> **Task prompt**
Only the number is wanted: count the lines in the data with "index" in them.

> **Task material**
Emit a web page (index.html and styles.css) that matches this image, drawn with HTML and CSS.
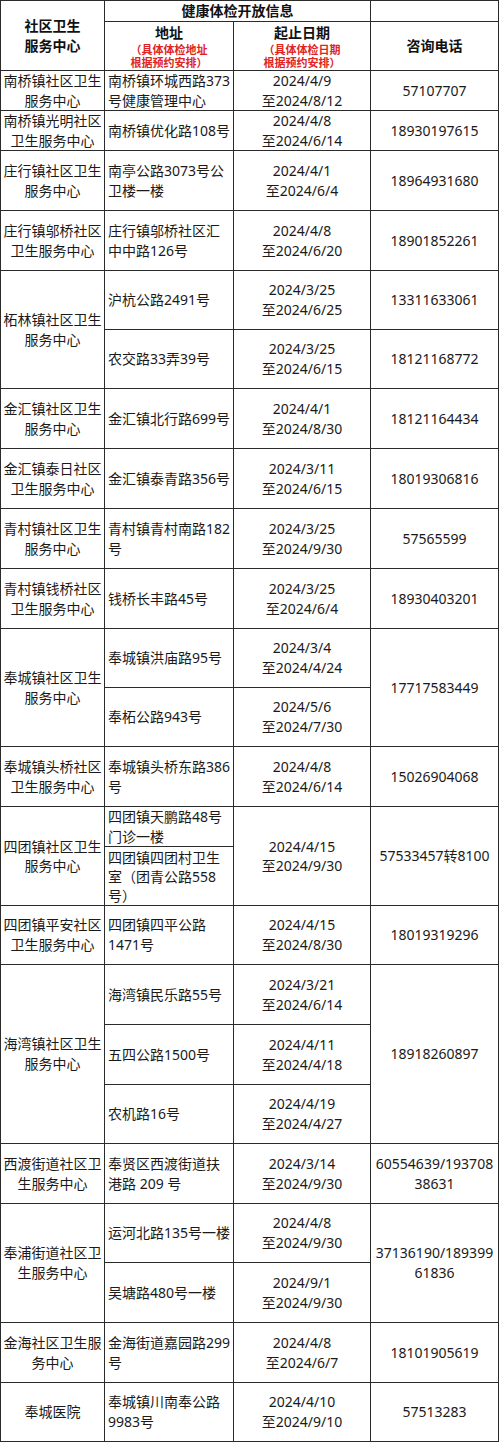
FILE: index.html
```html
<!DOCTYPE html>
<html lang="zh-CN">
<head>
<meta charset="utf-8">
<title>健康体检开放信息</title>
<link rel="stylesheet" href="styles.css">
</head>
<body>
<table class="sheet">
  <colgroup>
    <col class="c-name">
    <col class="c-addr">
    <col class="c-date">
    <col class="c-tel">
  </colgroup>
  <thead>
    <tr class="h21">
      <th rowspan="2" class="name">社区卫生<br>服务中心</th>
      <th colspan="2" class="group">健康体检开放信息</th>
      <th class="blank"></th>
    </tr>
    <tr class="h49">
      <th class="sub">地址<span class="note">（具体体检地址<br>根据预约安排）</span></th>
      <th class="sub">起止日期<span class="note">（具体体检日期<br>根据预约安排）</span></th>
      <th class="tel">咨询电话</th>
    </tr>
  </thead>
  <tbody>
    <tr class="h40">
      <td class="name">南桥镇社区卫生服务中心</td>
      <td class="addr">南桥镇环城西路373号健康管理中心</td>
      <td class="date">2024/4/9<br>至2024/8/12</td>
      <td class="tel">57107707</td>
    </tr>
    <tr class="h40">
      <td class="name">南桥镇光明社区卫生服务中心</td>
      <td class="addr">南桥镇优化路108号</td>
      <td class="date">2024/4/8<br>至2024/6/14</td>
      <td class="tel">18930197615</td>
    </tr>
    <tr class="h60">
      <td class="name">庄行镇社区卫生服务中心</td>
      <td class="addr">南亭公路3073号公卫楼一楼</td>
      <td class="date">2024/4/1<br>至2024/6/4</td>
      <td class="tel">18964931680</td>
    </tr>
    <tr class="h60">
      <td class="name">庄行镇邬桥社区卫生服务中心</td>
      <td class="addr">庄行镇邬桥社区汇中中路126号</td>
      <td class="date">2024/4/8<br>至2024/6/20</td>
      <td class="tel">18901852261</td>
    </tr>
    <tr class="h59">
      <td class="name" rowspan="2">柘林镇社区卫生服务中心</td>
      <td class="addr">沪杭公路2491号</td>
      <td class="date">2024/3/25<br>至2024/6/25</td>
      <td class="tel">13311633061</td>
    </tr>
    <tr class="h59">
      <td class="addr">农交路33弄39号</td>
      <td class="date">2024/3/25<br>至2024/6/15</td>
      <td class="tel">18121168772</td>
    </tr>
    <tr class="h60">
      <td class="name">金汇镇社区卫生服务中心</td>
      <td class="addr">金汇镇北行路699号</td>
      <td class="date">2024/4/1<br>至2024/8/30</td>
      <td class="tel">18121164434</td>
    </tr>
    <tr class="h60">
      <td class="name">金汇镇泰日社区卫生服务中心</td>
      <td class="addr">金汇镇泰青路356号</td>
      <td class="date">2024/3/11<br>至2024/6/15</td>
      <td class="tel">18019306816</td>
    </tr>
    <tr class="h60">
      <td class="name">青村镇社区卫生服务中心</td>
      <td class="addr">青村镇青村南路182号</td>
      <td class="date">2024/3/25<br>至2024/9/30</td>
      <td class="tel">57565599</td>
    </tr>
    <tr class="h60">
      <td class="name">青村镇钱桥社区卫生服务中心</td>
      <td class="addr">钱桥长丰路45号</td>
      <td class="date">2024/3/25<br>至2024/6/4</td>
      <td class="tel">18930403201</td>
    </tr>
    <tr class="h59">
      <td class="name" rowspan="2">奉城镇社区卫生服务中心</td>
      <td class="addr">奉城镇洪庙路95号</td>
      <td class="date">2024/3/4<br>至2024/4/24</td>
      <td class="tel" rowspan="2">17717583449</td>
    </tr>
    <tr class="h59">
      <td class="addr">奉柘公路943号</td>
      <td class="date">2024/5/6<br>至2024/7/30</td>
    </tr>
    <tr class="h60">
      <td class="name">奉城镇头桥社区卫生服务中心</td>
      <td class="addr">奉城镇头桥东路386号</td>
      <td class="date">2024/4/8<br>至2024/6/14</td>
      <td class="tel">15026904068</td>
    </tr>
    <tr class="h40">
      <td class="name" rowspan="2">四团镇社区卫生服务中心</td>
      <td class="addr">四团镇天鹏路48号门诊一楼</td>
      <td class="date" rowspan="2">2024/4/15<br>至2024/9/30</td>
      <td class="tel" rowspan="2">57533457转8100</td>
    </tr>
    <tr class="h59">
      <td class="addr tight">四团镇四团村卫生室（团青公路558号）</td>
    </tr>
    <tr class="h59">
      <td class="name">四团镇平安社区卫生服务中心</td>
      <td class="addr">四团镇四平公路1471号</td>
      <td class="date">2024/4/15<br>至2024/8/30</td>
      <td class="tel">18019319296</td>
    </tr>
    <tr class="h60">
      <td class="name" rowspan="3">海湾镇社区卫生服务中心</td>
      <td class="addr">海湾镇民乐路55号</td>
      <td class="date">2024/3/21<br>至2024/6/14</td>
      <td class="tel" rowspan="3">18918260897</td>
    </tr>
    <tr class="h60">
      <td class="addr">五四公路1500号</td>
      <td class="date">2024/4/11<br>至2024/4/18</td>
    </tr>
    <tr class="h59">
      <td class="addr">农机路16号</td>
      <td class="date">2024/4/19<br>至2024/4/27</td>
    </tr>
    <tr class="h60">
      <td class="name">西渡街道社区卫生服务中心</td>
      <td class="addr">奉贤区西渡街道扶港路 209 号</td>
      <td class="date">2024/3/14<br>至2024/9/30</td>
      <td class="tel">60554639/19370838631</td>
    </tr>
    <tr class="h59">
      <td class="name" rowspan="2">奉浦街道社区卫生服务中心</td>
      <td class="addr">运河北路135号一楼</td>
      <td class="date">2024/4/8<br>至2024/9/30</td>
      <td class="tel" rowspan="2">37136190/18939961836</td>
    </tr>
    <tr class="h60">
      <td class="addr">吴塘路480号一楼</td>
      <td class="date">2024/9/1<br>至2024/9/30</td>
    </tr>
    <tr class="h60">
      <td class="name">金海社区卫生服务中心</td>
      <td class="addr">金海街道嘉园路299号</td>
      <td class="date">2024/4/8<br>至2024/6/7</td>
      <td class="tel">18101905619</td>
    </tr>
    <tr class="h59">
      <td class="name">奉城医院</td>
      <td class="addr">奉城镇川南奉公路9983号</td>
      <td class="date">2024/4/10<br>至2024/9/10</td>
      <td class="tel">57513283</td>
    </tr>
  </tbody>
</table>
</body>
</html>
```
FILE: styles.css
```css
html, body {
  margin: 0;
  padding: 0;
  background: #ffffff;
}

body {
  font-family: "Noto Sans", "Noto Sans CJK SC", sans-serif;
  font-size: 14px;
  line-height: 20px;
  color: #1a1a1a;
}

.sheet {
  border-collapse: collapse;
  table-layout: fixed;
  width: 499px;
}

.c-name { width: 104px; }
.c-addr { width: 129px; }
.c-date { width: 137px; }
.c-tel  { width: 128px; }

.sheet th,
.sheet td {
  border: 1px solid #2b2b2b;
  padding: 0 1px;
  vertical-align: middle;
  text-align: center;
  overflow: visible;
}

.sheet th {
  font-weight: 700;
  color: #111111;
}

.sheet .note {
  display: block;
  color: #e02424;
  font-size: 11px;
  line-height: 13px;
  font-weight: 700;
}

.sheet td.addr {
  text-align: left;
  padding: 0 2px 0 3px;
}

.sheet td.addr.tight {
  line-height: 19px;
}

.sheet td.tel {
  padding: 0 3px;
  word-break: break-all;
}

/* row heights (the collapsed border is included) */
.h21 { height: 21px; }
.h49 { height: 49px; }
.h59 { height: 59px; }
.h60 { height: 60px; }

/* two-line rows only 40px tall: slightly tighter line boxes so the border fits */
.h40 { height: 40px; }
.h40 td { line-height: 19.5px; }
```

==

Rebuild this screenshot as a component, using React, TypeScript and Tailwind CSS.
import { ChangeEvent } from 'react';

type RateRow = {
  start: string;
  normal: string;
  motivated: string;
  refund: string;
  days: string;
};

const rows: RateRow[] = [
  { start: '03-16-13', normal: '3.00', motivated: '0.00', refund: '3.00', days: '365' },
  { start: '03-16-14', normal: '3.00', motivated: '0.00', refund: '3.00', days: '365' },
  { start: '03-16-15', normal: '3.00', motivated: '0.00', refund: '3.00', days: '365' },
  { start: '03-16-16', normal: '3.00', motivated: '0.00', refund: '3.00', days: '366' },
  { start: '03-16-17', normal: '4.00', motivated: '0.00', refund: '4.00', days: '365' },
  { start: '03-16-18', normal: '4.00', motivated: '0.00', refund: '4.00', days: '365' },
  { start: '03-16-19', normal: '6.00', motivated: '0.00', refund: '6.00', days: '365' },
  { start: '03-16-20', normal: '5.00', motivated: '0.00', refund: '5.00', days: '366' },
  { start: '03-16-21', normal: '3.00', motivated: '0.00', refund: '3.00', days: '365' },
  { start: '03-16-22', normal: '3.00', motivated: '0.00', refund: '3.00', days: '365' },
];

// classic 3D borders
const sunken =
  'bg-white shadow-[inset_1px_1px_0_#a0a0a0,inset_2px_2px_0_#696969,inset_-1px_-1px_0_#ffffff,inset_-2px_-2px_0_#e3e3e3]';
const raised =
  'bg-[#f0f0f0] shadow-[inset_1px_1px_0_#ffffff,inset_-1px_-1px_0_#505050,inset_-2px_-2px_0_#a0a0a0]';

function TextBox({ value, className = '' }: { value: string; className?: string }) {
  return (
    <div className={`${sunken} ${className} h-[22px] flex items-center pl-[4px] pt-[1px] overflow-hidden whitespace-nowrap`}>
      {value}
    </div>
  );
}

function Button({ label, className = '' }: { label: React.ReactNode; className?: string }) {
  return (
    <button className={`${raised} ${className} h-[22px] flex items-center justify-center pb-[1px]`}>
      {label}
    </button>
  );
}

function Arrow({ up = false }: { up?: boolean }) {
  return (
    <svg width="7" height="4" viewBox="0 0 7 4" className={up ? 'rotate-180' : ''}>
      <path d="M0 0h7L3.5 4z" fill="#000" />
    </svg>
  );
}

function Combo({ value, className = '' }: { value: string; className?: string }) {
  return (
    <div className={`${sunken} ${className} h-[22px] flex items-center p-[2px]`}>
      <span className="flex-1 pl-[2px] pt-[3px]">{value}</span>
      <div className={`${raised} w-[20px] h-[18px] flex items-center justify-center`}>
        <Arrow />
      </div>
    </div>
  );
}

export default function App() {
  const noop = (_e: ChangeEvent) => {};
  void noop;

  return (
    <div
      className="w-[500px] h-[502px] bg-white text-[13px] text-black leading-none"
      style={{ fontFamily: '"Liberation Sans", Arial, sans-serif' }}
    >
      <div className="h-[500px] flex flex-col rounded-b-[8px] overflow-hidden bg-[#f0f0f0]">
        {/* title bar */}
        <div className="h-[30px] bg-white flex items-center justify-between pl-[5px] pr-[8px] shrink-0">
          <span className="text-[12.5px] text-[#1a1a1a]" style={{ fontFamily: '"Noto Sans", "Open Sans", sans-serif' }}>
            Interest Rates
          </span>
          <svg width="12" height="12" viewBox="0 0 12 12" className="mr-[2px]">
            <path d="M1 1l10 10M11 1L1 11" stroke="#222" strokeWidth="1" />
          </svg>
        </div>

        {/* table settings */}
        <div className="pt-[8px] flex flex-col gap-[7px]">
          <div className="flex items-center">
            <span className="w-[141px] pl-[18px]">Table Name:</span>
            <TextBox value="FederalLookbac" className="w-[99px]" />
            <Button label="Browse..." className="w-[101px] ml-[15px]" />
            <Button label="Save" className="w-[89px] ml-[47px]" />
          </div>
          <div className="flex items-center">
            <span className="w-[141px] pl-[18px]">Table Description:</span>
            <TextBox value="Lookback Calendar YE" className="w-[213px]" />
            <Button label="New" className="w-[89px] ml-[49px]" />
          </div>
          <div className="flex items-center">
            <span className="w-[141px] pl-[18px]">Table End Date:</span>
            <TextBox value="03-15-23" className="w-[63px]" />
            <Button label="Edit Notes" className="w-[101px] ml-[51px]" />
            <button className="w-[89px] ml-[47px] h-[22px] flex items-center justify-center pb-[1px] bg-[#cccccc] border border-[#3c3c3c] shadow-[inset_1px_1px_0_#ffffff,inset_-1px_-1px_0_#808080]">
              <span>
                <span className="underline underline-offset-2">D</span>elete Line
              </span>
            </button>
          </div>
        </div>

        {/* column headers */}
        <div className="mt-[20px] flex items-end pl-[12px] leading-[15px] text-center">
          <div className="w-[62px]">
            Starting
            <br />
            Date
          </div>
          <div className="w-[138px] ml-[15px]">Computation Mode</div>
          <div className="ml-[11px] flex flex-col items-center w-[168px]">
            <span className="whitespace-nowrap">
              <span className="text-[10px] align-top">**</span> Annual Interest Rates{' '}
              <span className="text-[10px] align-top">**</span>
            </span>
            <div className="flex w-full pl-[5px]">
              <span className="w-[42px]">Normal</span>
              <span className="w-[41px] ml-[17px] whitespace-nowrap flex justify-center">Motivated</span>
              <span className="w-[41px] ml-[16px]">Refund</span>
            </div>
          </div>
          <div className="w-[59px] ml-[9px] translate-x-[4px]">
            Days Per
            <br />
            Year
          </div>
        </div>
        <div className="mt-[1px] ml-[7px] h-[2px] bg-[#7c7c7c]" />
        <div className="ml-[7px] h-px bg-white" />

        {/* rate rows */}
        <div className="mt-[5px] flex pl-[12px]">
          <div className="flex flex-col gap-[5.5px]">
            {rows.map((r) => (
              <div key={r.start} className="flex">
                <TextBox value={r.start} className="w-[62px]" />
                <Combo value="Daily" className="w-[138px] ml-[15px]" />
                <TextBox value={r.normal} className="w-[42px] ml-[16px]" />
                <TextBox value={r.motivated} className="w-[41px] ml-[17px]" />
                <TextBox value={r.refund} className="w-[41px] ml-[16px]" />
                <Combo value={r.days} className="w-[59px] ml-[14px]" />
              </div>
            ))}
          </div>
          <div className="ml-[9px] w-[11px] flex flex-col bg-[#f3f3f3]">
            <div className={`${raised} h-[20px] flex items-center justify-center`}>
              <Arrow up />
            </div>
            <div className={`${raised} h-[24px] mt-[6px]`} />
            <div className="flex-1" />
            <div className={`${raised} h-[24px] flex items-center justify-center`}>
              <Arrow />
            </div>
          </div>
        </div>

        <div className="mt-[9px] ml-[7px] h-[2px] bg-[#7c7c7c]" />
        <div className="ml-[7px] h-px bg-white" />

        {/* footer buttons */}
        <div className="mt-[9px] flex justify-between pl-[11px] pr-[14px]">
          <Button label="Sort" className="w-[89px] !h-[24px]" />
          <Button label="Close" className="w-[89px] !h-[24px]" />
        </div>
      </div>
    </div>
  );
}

> **Problem solution**
2